No leader (celeriant_node_role sums to 0). Nobody holds the lease. Check S3 reachability and credentials from both nodes, and that the bucket supports conditional writes. A long S3 outage stalls election by design.

Two leaders, or flapping elections. celeriant_leader_elections_total climbing. Check for clock skew beyond --max-clock-drift-ms, and that two clusters are not sharing a bucket without distinct --s3-subfolder values. Confirm both nodes advertise addresses the other can actually reach.

Sustained S3 fallbacks. celeriant_replication_s3_fallbacks_total rising steadily means the follower is effectively absent from the leader's point of view.
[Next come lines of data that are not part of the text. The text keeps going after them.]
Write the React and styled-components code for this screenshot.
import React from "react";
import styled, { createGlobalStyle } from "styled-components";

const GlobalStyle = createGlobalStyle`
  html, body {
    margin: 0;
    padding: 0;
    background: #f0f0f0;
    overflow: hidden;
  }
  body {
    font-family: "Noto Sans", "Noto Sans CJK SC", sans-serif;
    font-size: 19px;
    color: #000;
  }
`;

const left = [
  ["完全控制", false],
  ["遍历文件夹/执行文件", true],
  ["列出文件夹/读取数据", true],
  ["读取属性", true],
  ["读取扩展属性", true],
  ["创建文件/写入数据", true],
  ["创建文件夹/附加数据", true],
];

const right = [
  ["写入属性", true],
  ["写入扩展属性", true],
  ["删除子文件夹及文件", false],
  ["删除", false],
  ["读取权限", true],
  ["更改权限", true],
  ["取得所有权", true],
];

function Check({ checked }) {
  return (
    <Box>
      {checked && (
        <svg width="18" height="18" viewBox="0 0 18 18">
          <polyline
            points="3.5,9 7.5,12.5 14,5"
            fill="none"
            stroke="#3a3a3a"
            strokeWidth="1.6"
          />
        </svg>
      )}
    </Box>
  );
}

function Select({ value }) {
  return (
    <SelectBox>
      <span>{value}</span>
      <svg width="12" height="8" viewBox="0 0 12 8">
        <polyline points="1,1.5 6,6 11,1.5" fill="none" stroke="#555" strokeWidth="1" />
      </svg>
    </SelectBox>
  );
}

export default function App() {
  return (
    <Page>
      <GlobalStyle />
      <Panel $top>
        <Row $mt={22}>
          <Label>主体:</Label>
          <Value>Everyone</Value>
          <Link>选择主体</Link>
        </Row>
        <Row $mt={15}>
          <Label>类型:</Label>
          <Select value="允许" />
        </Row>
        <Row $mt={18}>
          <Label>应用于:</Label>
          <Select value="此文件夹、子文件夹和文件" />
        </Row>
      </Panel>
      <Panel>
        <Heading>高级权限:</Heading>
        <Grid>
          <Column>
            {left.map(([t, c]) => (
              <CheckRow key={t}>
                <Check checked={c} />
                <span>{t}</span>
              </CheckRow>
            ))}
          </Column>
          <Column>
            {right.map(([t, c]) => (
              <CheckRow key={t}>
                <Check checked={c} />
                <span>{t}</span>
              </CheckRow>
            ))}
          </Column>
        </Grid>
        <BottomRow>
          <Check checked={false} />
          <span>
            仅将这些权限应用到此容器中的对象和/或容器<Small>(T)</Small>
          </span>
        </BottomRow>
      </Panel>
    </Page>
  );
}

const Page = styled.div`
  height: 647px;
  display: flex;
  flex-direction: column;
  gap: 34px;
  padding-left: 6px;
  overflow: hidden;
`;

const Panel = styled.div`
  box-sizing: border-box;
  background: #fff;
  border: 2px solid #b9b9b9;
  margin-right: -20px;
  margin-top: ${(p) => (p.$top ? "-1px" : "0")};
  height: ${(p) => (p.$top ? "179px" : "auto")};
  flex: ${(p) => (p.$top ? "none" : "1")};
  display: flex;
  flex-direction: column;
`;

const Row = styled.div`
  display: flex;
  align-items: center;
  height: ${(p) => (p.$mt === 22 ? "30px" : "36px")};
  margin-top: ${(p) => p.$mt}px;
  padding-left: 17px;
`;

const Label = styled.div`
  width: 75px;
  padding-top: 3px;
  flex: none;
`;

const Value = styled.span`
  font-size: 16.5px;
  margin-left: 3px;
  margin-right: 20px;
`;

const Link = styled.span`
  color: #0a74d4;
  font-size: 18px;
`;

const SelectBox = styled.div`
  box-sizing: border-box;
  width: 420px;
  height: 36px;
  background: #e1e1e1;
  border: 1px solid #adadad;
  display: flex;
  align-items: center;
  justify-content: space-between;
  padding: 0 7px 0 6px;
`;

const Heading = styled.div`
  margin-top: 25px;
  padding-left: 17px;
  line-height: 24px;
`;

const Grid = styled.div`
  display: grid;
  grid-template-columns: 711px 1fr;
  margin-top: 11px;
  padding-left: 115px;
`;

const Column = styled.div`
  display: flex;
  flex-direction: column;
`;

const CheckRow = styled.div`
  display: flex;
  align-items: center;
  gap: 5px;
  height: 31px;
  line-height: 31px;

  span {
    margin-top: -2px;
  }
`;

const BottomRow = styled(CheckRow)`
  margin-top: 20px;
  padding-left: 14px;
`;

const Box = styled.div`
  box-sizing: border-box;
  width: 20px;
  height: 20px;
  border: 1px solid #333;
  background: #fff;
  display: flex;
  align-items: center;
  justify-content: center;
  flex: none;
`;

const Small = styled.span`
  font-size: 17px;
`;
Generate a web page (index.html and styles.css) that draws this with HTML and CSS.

Treat it as a down follower: check the replication port, TLS between nodes, and the follower's health.

Clients cannot connect or authenticate

Identity handshake errors (10001-10004). IdentifyInvalidNonce (10001): an expired or malformed nonce, usually a client clock problem. IdentifyInvalidSignature (10002): the signature did not verify against the public key. IdentifyMismatch (10003): the clientId in a write does not match the identified client. IdentifyRequired (10004): the server runs with --require-client-identity and the client sent no identity. See identity.

TLS handshake failures. With --tls-mode strict the client must speak TLS and, under --tls-client-auth require, present a cert signed by the trusted CA. Verify the CA chain on both sides; if you split trust with --tls-intracluster-ca-cert, confirm clients are signed by the client CA, not the intracluster one.

When in doubt

Turn up --log-level debug, watch the metrics, and reproduce against the deploy/local-cluster stack where you can fail nodes safely.